Plant Your Own Birdseed

As the price of sunflower seed threatens to approach the price of “nyjer” thistle seed, I see more and more empty birdfeeders. I enjoy watching a variety of birds visit our feeders both here at Prairie Nursery and at home, and will continue to pay the price for commercial feed, but appreciate even more the “natural” birdfeeders at both locations. Both native shrubs and perennials alike can be bird favorites, drawing a wide range of species.

Native shrubs that created nesting habitat earlier in the year boast berry crops that provided a food source from mid summer into winter. Robins, Cedar Waxwings and many others compete with jelly and winemakers for Elderberries. Lowbush Blueberry is prized by both birds and humans as well.  Other fine natives such as White Snowberry are best “left for the birds”!
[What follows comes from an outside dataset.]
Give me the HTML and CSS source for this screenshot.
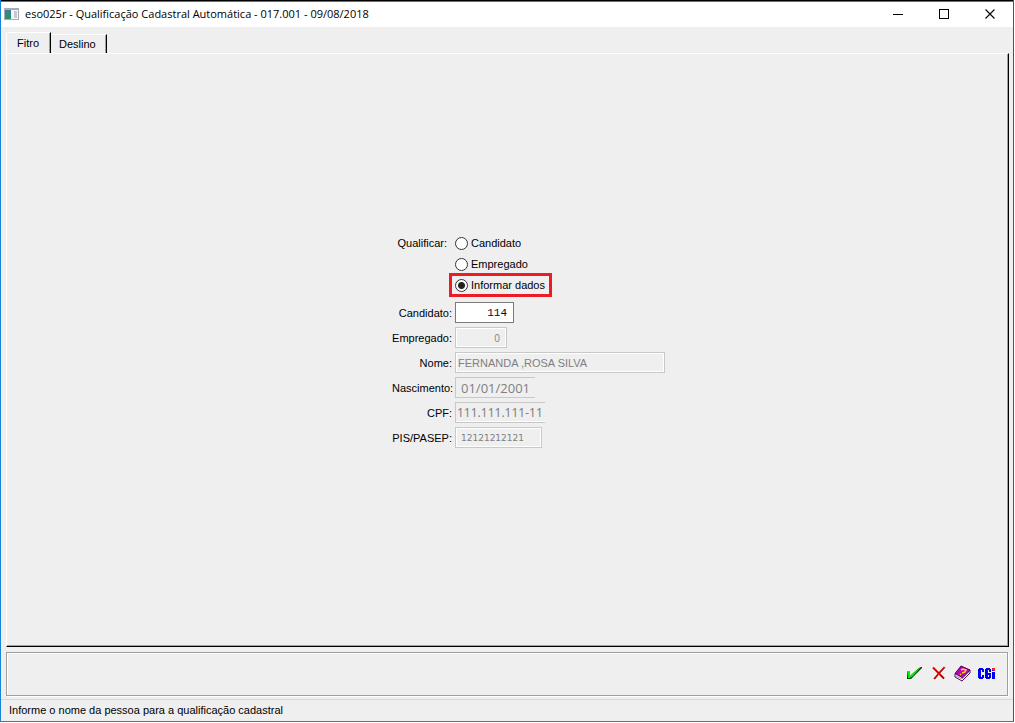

Native perennial flowers and grasses can also provide year round interest, and we advocate leaving them standing through winter. Early season frosts on coneflowers, striking hues as native grasses turn in autumn, fresh snow collecting on stems and leaves all provide stucture and visual appeal.  As our eyes appreciate this, so too do Chickadees, Finches and Cardinals.

Beginning with Prairie Smoke, an early summer Goldfinch favorite, native plants, when left to “go to seed” are a prime food source for birds.  Species such as Blazingstars, Silphiums and Sunflowers are so popular among Finches that they begin to pluck seeds out before they are ready to harvest here at our nursery!  Coneflowers, Bergamot, Dotted Mint, Lavender Hyssop, and many of the native grasses are among other favorites, and often retain some of their seed after the first snows to be enjoyed by Juncos, Tree Sparrows and in larger plantings, Snow Buntings.

These seed source plants provide cover for birds as well, both from the elements and predators- add a few choice selections to your plantings, and leave them standing until spring!

 

 

Finding the Unexpected

What an usual spring- an unprecedented March/April juxtaposition, with March much warmer than April.  Plants, birds, and mammals have been confused, for lack of a better term. 

On walks out and about, this spring has brought more surprises than usual, and spring offers up many surprises in a normal year.  Case in point these morels found along our property in Westfield, central Wisconsin.  I have never found a morel in April in Wisconsin- these were found April 22nd.

Native perennials have similarly been emerging at unusual times- our backyard bloodroots were done blooming for the season well before the date they are usually just sending up leaves.  Timing prescribed burning here at Prairie Nursery, and for many of our customers was a big challenge- forbs emerged way ahead of schedule leaving a narrow window. 

I’d be interested to hear what surprises others have found this unsual spring!

Native Plants for Large Spaces and Small

Terms like “Prairie Restoration” or “Landscaping with Natives” may conjure images of open areas, vast spaces filled with flowing grasses, and expanses of flowers supporting numerous butterflies, birds and myriad other species…..Indeed, many restoration projects are large scale, up to hundreds of acres.  Yet how many of us possess the acreage or means to undertake such an effort?  Fortunately one needs only a small space to create an area that will both provide habitat and create interest and enjoyment during all seasons. Large scale restoration is great, but just selecting a few native species appropriate for an area, no matter how small, provides similar benefits on any scale.

It is amazing what only a few square feet will support and attract. From a bright, sunny space around a lamp post to that shady corner of the backyard that won’t grow lawn, small native plant gardens are increasingly popular and successful. A planting along a sidewalk containing a just a few Blazingstars and New England Asters will not only create a splash of color at the edge of the lawn, it will draw Butterflies in surprising numbers- and species that may not have been seen in the yard previously. A patch of Browneyed Susans that display cheerful blooms mid summer through autumn near a backyard bird feeder, if left uncut, will also provide cover and a food source for finches and juncos when winter snows arrive.

Start small and expand over time in a small urban or suburban backyard- or start big in a relatively small yard, as our Mary is in her Milwaukee yard.